A lo largo del metraje también se va corroborando la opción elegida por la dirección de arte, llena de memorabilia ecléctica que busca ser reflejo de una clase media alicaída entre guiños pop (como la caja de panetón D'onofrio que parece vacía y llevada a la puesta como adorno de "detalle") y el alma de provincia que aún tenía la Lima de esos años. El problema no está en esta premisa de mirada al pasado desde el ojo juvenil, sino en el ritmo y opción de la puesta en escena que intenta ser lúdica y "amigable" (como los juegos que asumen los niños al pintar imaginariamente un avión sobre el cielo de La Punta) y que se van dispersando en un guión con altibajos dramáticos (o en todo caso demasiado leves, como si no pasara nada, que muestran que entre los años de infancia y los años hacia la juventud apenas pasó un momento, sino fuera por el maquillaje exagerado del personaje de la madre, claro). Pero estos son problemas pequeños que suman una puesta en escena llena de baches, sobre todo porque la premisa inicial del amor adolescente en medio del dolor que significó la época del terrorismo apenas es esbozada, y resulta endeble, como las situaciones en la fiesta a ritmo de Indochina o los diálogos sobre el sufrimiento de la gente de la sierra mientras se toman unas cervezas en la playa, que resultan risibles en boca de personajes huecos y que parecen puestos al azar.

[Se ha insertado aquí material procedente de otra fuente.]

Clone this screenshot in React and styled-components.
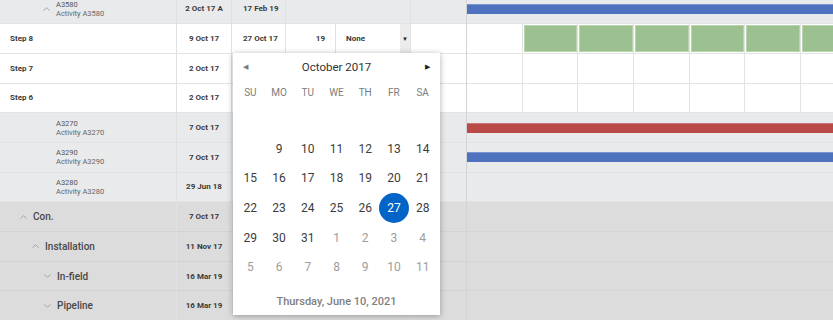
import React from "react";
import styled, { createGlobalStyle, css } from "styled-components";

const GlobalStyle = createGlobalStyle`
  html, body {
    margin: 0;
    padding: 0;
    background: #ffffff;
    overflow: hidden;
  }
  body {
    font-family: Roboto, "Noto Sans", "Liberation Sans", sans-serif;
  }
`;

const ROW_H = 29.7;
const CELL_W = 55.7;

const rowTones = {
  summary: "#e9eaec",
  step: "#ffffff",
  activity: "#e9eaec",
  group: "#dcdcdc",
};

// Page layout
const Page = styled.div`
  position: relative;
  width: 833px;
  height: 320px;
  overflow: hidden;
`;

const Board = styled.div`
  display: flex;
  margin-top: -5.5px;
`;

const Table = styled.div`
  width: 466px;
  flex-shrink: 0;
  display: flex;
  flex-direction: column;
`;

const Gantt = styled.div`
  flex: 1;
  display: flex;
  flex-direction: column;
  border-left: 1px solid #d2d3d5;
  overflow: hidden;
`;

const Row = styled.div`
  display: flex;
  height: ${ROW_H}px;
  box-sizing: border-box;
  background: ${({ $kind }) => rowTones[$kind]};
  border-bottom: 1px solid ${({ $kind }) => ($kind === "group" ? "#d3d3d3" : "#e2e3e5")};
`;

const Cell = styled.div`
  box-sizing: border-box;
  width: ${({ $w }) => $w}px;
  flex-shrink: 0;
  display: flex;
  align-items: center;
  border-right: 1px solid ${({ $line }) => ($line ? "#e0e1e3" : "transparent")};
  font-size: 8px;
  font-weight: 700;
  color: #3a3a3a;
  justify-content: ${({ $align }) => $align || "flex-start"};
  padding: ${({ $pad }) => $pad || "0"};
  white-space: nowrap;
`;

const NameCell = styled(Cell)`
  gap: 6px;
`;

const StepName = styled.span`
  font-size: 8px;
  font-weight: 700;
  color: #3a3a3a;
`;

const GroupName = styled.span`
  font-size: 10px;
  font-weight: 500;
  color: #474747;
`;

const Stack = styled.div`
  display: flex;
  flex-direction: column;
  line-height: 9px;
`;

const Code = styled.span`
  font-size: 7.5px;
  font-weight: 400;
  color: #555555;
`;

const Title = styled.span`
  font-size: 7.5px;
  font-weight: 400;
  color: #666666;
`;

const Chevron = styled.svg`
  width: 7px;
  height: 4px;
  flex-shrink: 0;
  stroke: #a3a3a3;
  stroke-width: 1;
  fill: none;
`;

const Spacer = styled.span`
  width: 7px;
  flex-shrink: 0;
`;

const DropButton = styled.div`
  width: 10px;
  height: 100%;
  margin-left: auto;
  background: #ececec;
  display: flex;
  align-items: center;
  justify-content: center;
  font-size: 6px;
  color: #222;
`;

// Gantt side
const Track = styled.div`
  display: flex;
  align-items: center;
  height: ${ROW_H}px;
  box-sizing: border-box;
  background: ${({ $kind }) => rowTones[$kind]};
  border-bottom: 1px solid ${({ $kind }) => ($kind === "group" ? "#d6d6d6" : "#e2e3e5")};
  ${({ $grid }) =>
    $grid &&
    css`
      align-items: stretch;
    `}
`;

const Bar = styled.div`
  width: 100%;
  height: 10px;
  box-sizing: border-box;
  background: ${({ $color }) => $color};
  border-top: 1px solid rgba(255, 255, 255, 0.25);
`;

const GridCell = styled.div`
  box-sizing: border-box;
  width: ${({ $first }) => ($first ? 55.5 : CELL_W)}px;
  flex-shrink: 0;
  border-right: 1px solid #e3e3e3;
  padding: 1px 0 1px 1px;
  display: flex;
`;

const Fill = styled.div`
  flex: 1;
  box-sizing: border-box;
  background: #9cc08f;
  border: 1px solid #b8d4ad;
`;

// Calendar popup
const Calendar = styled.div`
  position: absolute;
  left: 233px;
  top: 53px;
  width: 207px;
  height: 262px;
  background: #ffffff;
  box-shadow: 0 1px 6px rgba(0, 0, 0, 0.32);
  display: flex;
  flex-direction: column;
  box-sizing: border-box;
  padding: 0 3px;
`;

const CalHeader = styled.div`
  height: 28px;
  display: flex;
  align-items: center;
  justify-content: space-between;
  padding: 0 7px 0 7px;
`;

const Arrow = styled.span`
  font-size: 7px;
  color: ${({ $dark }) => ($dark ? "#1e1e1e" : "#7a7a7a")};
`;

const Month = styled.span`
  font-size: 11.5px;
  color: #333;
`;

const Week = styled.div`
  display: grid;
  grid-template-columns: repeat(7, minmax(0, 1fr));
  height: ${({ $h }) => $h}px;
  align-items: center;
`;

const DayName = styled.span`
  text-align: center;
  font-size: 10px;
  color: #7d7d7d;
`;

const Day = styled.span`
  justify-self: center;
  width: 30px;
  height: 30px;
  border-radius: 50%;
  display: flex;
  align-items: center;
  justify-content: center;
  font-size: 12px;
  color: ${({ $muted }) => ($muted ? "#9d9d9d" : "#3c3c3c")};
  ${({ $selected }) =>
    $selected &&
    css`
      background: #0264c7;
      color: #ffffff;
    `}
`;

const Today = styled.div`
  flex: 1;
  display: flex;
  align-items: center;
  justify-content: center;
  padding-top: 5px;
  font-size: 11px;
  font-weight: 500;
  color: #808080;
`;

const rows = [
  { kind: "summary", code: "A3580", title: "Activity A3580", start: "2 Oct 17 A", finish: "17 Feb 19", bar: "#4e72bd" },
  { kind: "step", name: "Step 8", start: "9 Oct 17", finish: "27 Oct 17", duration: "19", pred: "None", green: true },
  { kind: "step", name: "Step 7", start: "2 Oct 17" },
  { kind: "step", name: "Step 6", start: "2 Oct 17" },
  { kind: "activity", code: "A3270", title: "Activity A3270", start: "7 Oct 17", bar: "#b94a48" },
  { kind: "activity", code: "A3290", title: "Activity A3290", start: "7 Oct 17", bar: "#4e72bd" },
  { kind: "activity", code: "A3280", title: "Activity A3280", start: "29 Jun 18" },
  { kind: "group", name: "Con.", level: 0, open: true, start: "7 Oct 17" },
  { kind: "group", name: "Installation", level: 1, open: true, start: "11 Nov 17" },
  { kind: "group", name: "In-field", level: 2, open: false, start: "16 Mar 19" },
  { kind: "group", name: "Pipeline", level: 2, open: false, start: "16 Mar 19" },
];

const weeks = [
  [null, null, null, null, null, null, null],
  [null, 9, 10, 11, 12, 13, 14],
  [15, 16, 17, 18, 19, 20, 21],
  [22, 23, 24, 25, 26, 27, 28],
  [29, 30, 31, "1", "2", "3", "4"],
  ["5", "6", "7", "8", "9", "10", "11"],
];

const Toggle = ({ open }) => (
  <Chevron viewBox="0 0 7 4">
    {open ? <polyline points="0.5,3.6 3.5,0.6 6.5,3.6" /> : <polyline points="0.5,0.4 3.5,3.4 6.5,0.4" />}
  </Chevron>
);

const NameContent = ({ row }) => {
  if (row.kind === "step") {
    return (
      <NameCell $w={177} $line $pad="0 0 0 10px">
        <StepName>{row.name}</StepName>
      </NameCell>
    );
  }
  if (row.kind === "group") {
    return (
      <NameCell $w={177} $line $pad={`0 0 0 ${20 + row.level * 12}px`}>
        <Toggle open={row.open} />
        <GroupName>{row.name}</GroupName>
      </NameCell>
    );
  }
  return (
    <NameCell $w={177} $line $pad="0 0 0 43px">
      {row.kind === "summary" ? <Toggle open /> : <Spacer />}
      <Stack>
        <Code>{row.code}</Code>
        <Title>{row.title}</Title>
      </Stack>
    </NameCell>
  );
};

const TableRow = ({ row }) => (
  <Row $kind={row.kind}>
    <NameContent row={row} />
    <Cell $w={55} $line $align="center">{row.start}</Cell>
    <Cell $w={54} $line $pad="0 0 0 11px">{row.finish}</Cell>
    <Cell $w={50} $line={row.kind === "step"} $align="flex-end" $pad="0 10px 0 0">{row.duration}</Cell>
    <Cell $w={75} $line $pad="0 0 0 10px">
      {row.pred}
      {row.pred && <DropButton>▼</DropButton>}
    </Cell>
    <Cell $w={55} />
  </Row>
);

const GanttRow = ({ row }) => {
  if (row.kind === "step") {
    return (
      <Track $kind={row.kind} $grid>
        {Array.from({ length: 7 }).map((_, i) => (
          <GridCell key={i} $first={i === 0}>
            {row.green && i > 0 && <Fill />}
          </GridCell>
        ))}
      </Track>
    );
  }
  return <Track $kind={row.kind}>{row.bar && <Bar $color={row.bar} />}</Track>;
};

const App = () => (
  <Page>
    <GlobalStyle />
    <Board>
      <Table>
        {rows.map((row, i) => (
          <TableRow key={i} row={row} />
        ))}
      </Table>
      <Gantt>
        {rows.map((row, i) => (
          <GanttRow key={i} row={row} />
        ))}
      </Gantt>
    </Board>

    <Calendar>
      <CalHeader>
        <Arrow>◀</Arrow>
        <Month>October 2017</Month>
        <Arrow $dark>▶</Arrow>
      </CalHeader>
      <Week $h={23}>
        {["SU", "MO", "TU", "WE", "TH", "FR", "SA"].map((d) => (
          <DayName key={d}>{d}</DayName>
        ))}
      </Week>
      {weeks.map((week, w) => (
        <Week key={w} $h={ROW_H}>
          {week.map((d, i) =>
            d === null ? (
              <span key={i} />
            ) : (
              <Day key={i} $muted={typeof d === "string"} $selected={d === 27}>
                {d}
              </Day>
            )
          )}
        </Week>
      ))}
      <Today>Thursday, June 10, 2021</Today>
    </Calendar>
  </Page>
);

export default App;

Viaje a Tombuctú es la visión sobre la culpa de una huida, y que intenta ser sublimada y que queda ejemplificada precisamente por ese arrebato pop a ritmo de Nada Personal de Soda Stereo, en una escena donde la alegría juvenil precede a una de las masacres más marcadas en la memoria del Callao y del país, y que es solamente insinuada, como un artilugio del guión, apenas trazada en esa memoria que la cineasta propone como vital para sus personajes. Es decir, hay un planteamiento de la levedad del terror en sus consecuencias, como daños colaterales, donde el miedo está encarnado en la figura de un perro colgado o en la aparición de un militar de verborrea exagerada y tosca en un bus de madrugada (ojo que cuando aparecen paisajes andinos es lógico que pongan zampoñas y huaynos de fondo), pero que apenas rozan la realidad para conflictuarla, ya que se convierten en razón suficiente para que estos personajes abandonen el país o entren en estado de shock. Pero lo que más me llama la atención no es este espíritu de la levedad, o de intentar representar -este-es-el-tipo-de-memoria-que-el-país-necesita, sino el epígrafe homogenizador del inicio del filme, y que brinda un hálito de heroicidad o grandeza a unos personajes (y a una generación), que al final de cuenta no lo demuestra, como si fueran palabras ubicadas al inicio de una película equivocada. El valor de mentira.